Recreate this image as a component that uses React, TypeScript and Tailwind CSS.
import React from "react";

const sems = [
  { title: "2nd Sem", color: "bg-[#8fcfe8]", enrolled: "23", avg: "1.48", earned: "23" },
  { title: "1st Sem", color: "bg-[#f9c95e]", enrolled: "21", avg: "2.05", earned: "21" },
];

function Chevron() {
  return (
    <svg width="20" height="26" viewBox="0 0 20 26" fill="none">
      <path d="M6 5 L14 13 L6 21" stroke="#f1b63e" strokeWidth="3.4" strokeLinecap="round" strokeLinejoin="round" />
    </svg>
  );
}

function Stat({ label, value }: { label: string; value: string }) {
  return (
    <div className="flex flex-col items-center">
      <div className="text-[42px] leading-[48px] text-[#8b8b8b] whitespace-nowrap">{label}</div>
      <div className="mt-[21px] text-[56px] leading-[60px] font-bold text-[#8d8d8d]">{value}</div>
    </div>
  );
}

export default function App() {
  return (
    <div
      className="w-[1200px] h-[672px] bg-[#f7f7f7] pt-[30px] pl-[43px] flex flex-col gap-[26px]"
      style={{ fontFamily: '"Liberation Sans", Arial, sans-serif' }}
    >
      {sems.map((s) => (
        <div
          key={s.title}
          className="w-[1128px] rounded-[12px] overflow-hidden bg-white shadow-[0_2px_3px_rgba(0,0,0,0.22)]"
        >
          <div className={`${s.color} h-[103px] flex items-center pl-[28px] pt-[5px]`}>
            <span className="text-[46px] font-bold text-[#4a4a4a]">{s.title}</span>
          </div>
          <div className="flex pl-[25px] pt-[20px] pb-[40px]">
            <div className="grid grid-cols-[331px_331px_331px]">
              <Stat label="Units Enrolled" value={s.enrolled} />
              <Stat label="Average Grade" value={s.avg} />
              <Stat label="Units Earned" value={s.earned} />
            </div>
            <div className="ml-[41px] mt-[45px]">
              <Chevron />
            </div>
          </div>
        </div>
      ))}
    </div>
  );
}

### What is asked
Write out all the data again, exactly as it appears.

### Solved exercise
Recreate this image as a component that uses React, TypeScript and Tailwind CSS.
import React from "react";

const sems = [
  { title: "2nd Sem", color: "bg-[#8fcfe8]", enrolled: "23", avg: "1.48", earned: "23" },
  { title: "1st Sem", color: "bg-[#f9c95e]", enrolled: "21", avg: "2.05", earned: "21" },
];

function Chevron() {
  return (
    <svg width="20" height="26" viewBox="0 0 20 26" fill="none">
      <path d="M6 5 L14 13 L6 21" stroke="#f1b63e" strokeWidth="3.4" strokeLinecap="round" strokeLinejoin="round" />
    </svg>
  );
}

function Stat({ label, value }: { label: string; value: string }) {
  return (
    <div className="flex flex-col items-center">
      <div className="text-[42px] leading-[48px] text-[#8b8b8b] whitespace-nowrap">{label}</div>
      <div className="mt-[21px] text-[56px] leading-[60px] font-bold text-[#8d8d8d]">{value}</div>
    </div>
  );
}

export default function App() {
  return (
    <div
      className="w-[1200px] h-[672px] bg-[#f7f7f7] pt-[30px] pl-[43px] flex flex-col gap-[26px]"
      style={{ fontFamily: '"Liberation Sans", Arial, sans-serif' }}
    >
      {sems.map((s) => (
        <div
          key={s.title}
          className="w-[1128px] rounded-[12px] overflow-hidden bg-white shadow-[0_2px_3px_rgba(0,0,0,0.22)]"
        >
          <div className={`${s.color} h-[103px] flex items-center pl-[28px] pt-[5px]`}>
            <span className="text-[46px] font-bold text-[#4a4a4a]">{s.title}</span>
          </div>
          <div className="flex pl-[25px] pt-[20px] pb-[40px]">
            <div className="grid grid-cols-[331px_331px_331px]">
              <Stat label="Units Enrolled" value={s.enrolled} />
              <Stat label="Average Grade" value={s.avg} />
              <Stat label="Units Earned" value={s.earned} />
            </div>
            <div className="ml-[41px] mt-[45px]">
              <Chevron />
            </div>
          </div>
        </div>
      ))}
    </div>
  );
}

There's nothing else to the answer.